Colsen, along with vote ‘no’ advocates, believe the Cloquet district has enough debt to deal with, and building a new school isn’t financially smart.
“I don’t think we have any structural issues right now, a lot of cosmetic things,” Colsen said, while describing the middle school. “I think the middle school would probably get by for another 10 or 12 years.”
According to the school superintendent, $14 million is the price tag on small repairs to keep the 100 year old school up and running.
“We think with the interest rates going down the way they are right now is the time to bring this to the public to see if they want to continue with this project,” said superintendent Scarbrough.
If the vote passes, it’ll cost the average Cloquet taxpayer about $10 a month which vote no advocates believe is too much.

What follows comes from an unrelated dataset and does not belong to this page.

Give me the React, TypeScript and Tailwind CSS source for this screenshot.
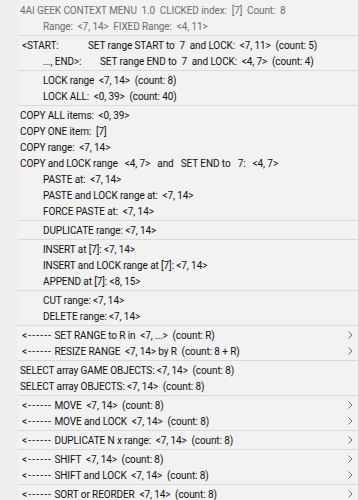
type Entry =
  | { kind: "sep" }
  | { kind: "item"; text: string; indent?: boolean; sub?: boolean };

const entries: Entry[] = [
  { kind: "sep" },
  { kind: "item", text: "<START:" },
  { kind: "item", text: "..., END>:", indent: true },
  { kind: "sep" },
  { kind: "item", text: "LOCK range  <7, 14>  (count: 8)", indent: true },
  { kind: "item", text: "LOCK ALL:  <0, 39>  (count: 40)", indent: true },
  { kind: "sep" },
  { kind: "item", text: "COPY ALL items:  <0, 39>" },
  { kind: "item", text: "COPY ONE item:  [7]" },
  { kind: "item", text: "COPY range:  <7, 14>" },
  { kind: "item", text: "COPY and LOCK range   <4, 7>   and   SET END to   7:   <4, 7>" },
  { kind: "item", text: "PASTE at:  <7, 14>", indent: true },
  { kind: "item", text: "PASTE and LOCK range at:  <7, 14>", indent: true },
  { kind: "item", text: "FORCE PASTE at:  <7, 14>", indent: true },
  { kind: "sep" },
  { kind: "item", text: "DUPLICATE range: <7, 14>", indent: true },
  { kind: "sep" },
  { kind: "item", text: "INSERT at [7]: <7, 14>", indent: true },
  { kind: "item", text: "INSERT and LOCK range at [7]: <7, 14>", indent: true },
  { kind: "item", text: "APPEND at [7]: <8, 15>", indent: true },
  { kind: "sep" },
  { kind: "item", text: "CUT range: <7, 14>", indent: true },
  { kind: "item", text: "DELETE range: <7, 14>", indent: true },
  { kind: "sep" },
  { kind: "item", text: "SET RANGE to R in  <7, ...>  (count: R)", sub: true },
  { kind: "item", text: "RESIZE RANGE  <7, 14> by R  (count: 8 + R)", sub: true },
  { kind: "sep" },
  { kind: "item", text: "SELECT array GAME OBJECTS: <7, 14>  (count: 8)" },
  { kind: "item", text: "SELECT array OBJECTS: <7, 14>  (count: 8)" },
  { kind: "sep" },
  { kind: "item", text: "MOVE  <7, 14>  (count: 8)", sub: true },
  { kind: "item", text: "MOVE and LOCK  <7, 14>  (count: 8)", sub: true },
  { kind: "sep" },
  { kind: "item", text: "DUPLICATE N x range:  <7, 14>  (count: 8)", sub: true },
  { kind: "sep" },
  { kind: "item", text: "SHIFT  <7, 14>  (count: 8)", sub: true },
  { kind: "item", text: "SHIFT and LOCK  <7, 14>  (count: 8)", sub: true },
  { kind: "sep" },
  { kind: "item", text: "SORT or REORDER  <7, 14>  (count: 8)", sub: true },
];

function Chevron() {
  return (
    <svg width="5" height="8" viewBox="0 0 5 8" className="absolute right-[6px] top-[4px]">
      <path d="M0.5 0.5 L4 4 L0.5 7.5" fill="none" stroke="#707070" strokeWidth="1" />
    </svg>
  );
}

export default function App() {
  return (
    <div
      className="relative h-[500px] w-[359px] overflow-hidden bg-[#f2f2f2] text-[10px] tracking-[-0.1px] text-[#111111]"
      style={{ fontFamily: "'Segoe UI', Roboto, 'Noto Sans', sans-serif" }}
    >
      <div className="absolute inset-y-0 left-0 w-[18px] bg-[#efefef]" />
      <div className="absolute inset-y-0 right-0 w-px bg-[#cfcfcf]" />
      <div className="relative pt-[2px]">
        <div className="flex h-4 items-center whitespace-pre pl-[20px] text-[#6e6e6e]">
          4AI GEEK CONTEXT MENU  1.0  CLICKED index:  [7]  Count:  8
        </div>
        <div className="flex h-4 items-center whitespace-pre pl-[43px] text-[#6e6e6e]">
          Range:  &lt;7, 14&gt;  FIXED Range:  &lt;4, 11&gt;
        </div>
        {entries.map((e, i) => {
          if (e.kind === "sep") {
            return <div key={i} className="ml-[18px] mr-px my-px h-px bg-[#dadada]" />;
          }
          if (e.text === "<START:") {
            return (
              <div key={i} className="flex h-4 items-center whitespace-pre pl-[22px]">
                <span className="w-[66px] shrink-0">&lt;START:</span>
                <span>SET range START to  7  and LOCK:  &lt;7, 11&gt;  (count: 5)</span>
              </div>
            );
          }
          if (e.text === "..., END>:") {
            return (
              <div key={i} className="flex h-4 items-center whitespace-pre pl-[43px]">
                <span className="w-[57px] shrink-0">..., END&gt;:</span>
                <span>SET range END to  7  and LOCK:  &lt;4, 7&gt;  (count: 4)</span>
              </div>
            );
          }
          if (e.sub) {
            return (
              <div key={i} className="relative flex h-4 items-center whitespace-pre pl-[22px]">
                <span className="tracking-[1.2px]">&lt;------</span>
                <span> {e.text}</span>
                <Chevron />
              </div>
            );
          }
          return (
            <div
              key={i}
              className={`relative flex h-4 items-center whitespace-pre ${
                e.indent ? "pl-[43px]" : "pl-[20px]"
              }`}
            >
              {e.text}
            </div>
          );
        })}
      </div>
    </div>
  );
}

“Having 50 percent of the kids on free or reduced lunch kind of shows where the district as a whole is in the economy,” argued Colsen.
For the dedicated Lumberjack fans braving the winter storm on voting day, two yes votes and $10 a month is a small fee for a child’s future.
“A school is the heart of any community and Cloquet is a community that is deep rooted with their school,” said Winbigler.
Fox 21 will have the results as soon as they are released.